In the simulation, the periodic occurrence of strong trending phases acted as an evolutionary filter. Each major trend wiped out a cohort of mean-reversion agents. Each wipeout shifted the population further toward trend-following. Over enough iterations, this asymmetric selection pressure produced near-total dominance.

The survival zone

The simulation also reveals which parameter combinations lead to survival. Profitable agents cluster overwhelmingly in the low-leverage (below 10x) and moderate stop-loss zone (1 to 4 ATR multiples). Agents operating at high leverage, regardless of their strategy type, exhibit almost universally negative returns.

This is a mathematical inevitability that the paper formalizes: at 100x leverage, the liquidation distance is 1% from entry. At 5x leverage, it is 20%. The higher the leverage, the tighter the margin for error, and the higher the probability that random market noise will trigger forced liquidation before a thesis plays out. The evolutionary winners were not the agents that maximized return per trade but the ones that maximized their probability of surviving long enough to participate in the next big move.

Limitations worth noting

The paper has genuine strengths in its experimental design, but a few caveats are relevant for anyone drawing practical conclusions.

First, the simulation uses cryptocurrency market data (100 assets, 5-minute bars). Crypto markets are structurally more trending and more volatile than equity or fixed-income markets. The dominance of trend-following may be amplified by this choice of data. In calmer, more mean-reverting markets (like short-term bond yields or equity pairs), the balance might shift.

Second, there is no endogenous price formation. Agent actions do not affect prices. In real markets, the success of trend-following at scale creates its own feedback loops (crowding) and eventual reversal patterns. The simulation cannot capture this.

Third, the paper is a preprint by an independent researcher. It has not yet undergone peer review. The methodology is transparent and the code is described in detail, but external validation is still pending.

Fourth, the UBI mechanism guarantees infinite reincarnation. In real markets, a blown account stays blown. The selection pressure is actually stronger in reality than in the simulation, which if anything makes the case for trend-following more conservative, not less.

What this means for systematic investing

The paper does not prove that trend-following always works or that mean-reversion never works. Markets go through extended ranging periods where trend-following bleeds and mean-reversion thrives. What the evolutionary framing shows is something more fundamental: over a sufficiently long horizon with fat-tailed return distributions, strategies with positive skew (trend-following) have a structural survival advantage over strategies with negative skew (mean-reversion).

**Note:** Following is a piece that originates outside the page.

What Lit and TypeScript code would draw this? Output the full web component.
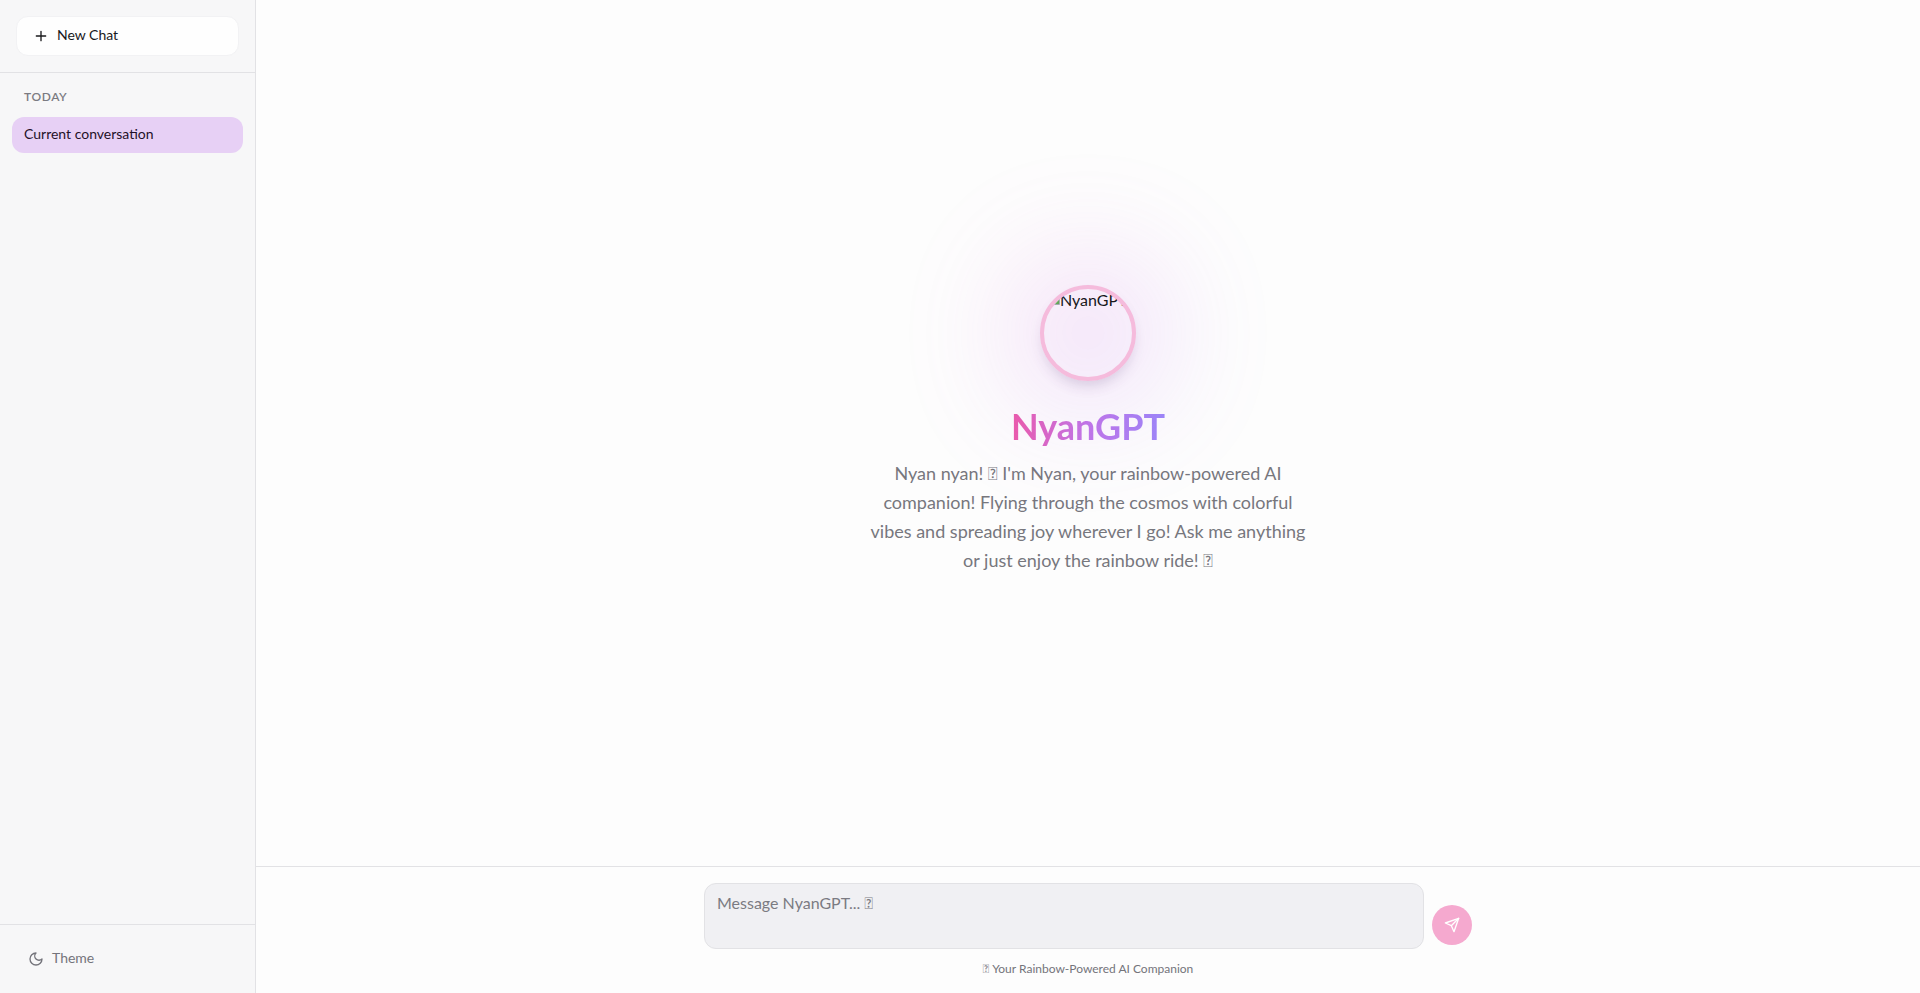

This aligns with decades of empirical evidence. Moskowitz, Ooi, and Pedersen (2012) documented time-series momentum across 58 liquid instruments spanning equity indices, currencies, commodities, and bonds. Jegadeesh and Titman (1993) showed cross-sectional momentum in equities persisting for 3 to 12 months. The Carhart (1997) four-factor model added momentum as a systematic risk factor precisely because it was too persistent to explain away.

The practical implication is not that everyone should abandon mean-reversion. It is that strategies must be evaluated not just on their average return but on their return distribution shape and their exposure to tail events. A strategy that makes money 90% of the time but blows up on the other 10% is not robust. It is a time bomb with a pleasant-looking equity curve.

For anyone running systematic portfolios, the takeaway is straightforward: ensure your core allocation has positive-skew exposure. Trend-following, volatility targeting, and momentum overlays all share this property. Mean-reversion can complement these as a diversifier, but it should never be the structural backbone of a portfolio that needs to survive across regimes.

References:

Carhart, M. (1997) 'On persistence in mutual fund performance', The Journal of Finance, 52(1), pp. 57-82.

Chen, Y. (2026) 'Be Water: An Evolutionary Proof for Trend-Following', arXiv preprint, arXiv:2603.29593. Available at: https://arxiv.org/abs/2603.29593 (Accessed: 28 June 2026).

Jegadeesh, N. and Titman, S. (1993) 'Returns to Buying Winners and Selling Losers: Implications for Stock Market Efficiency', The Journal of Finance, 48(1), pp. 65-91.

Moskowitz, T., Ooi, Y. and Pedersen, L. (2012) 'Time series momentum', Journal of Financial Economics, 104(2), pp. 228-250.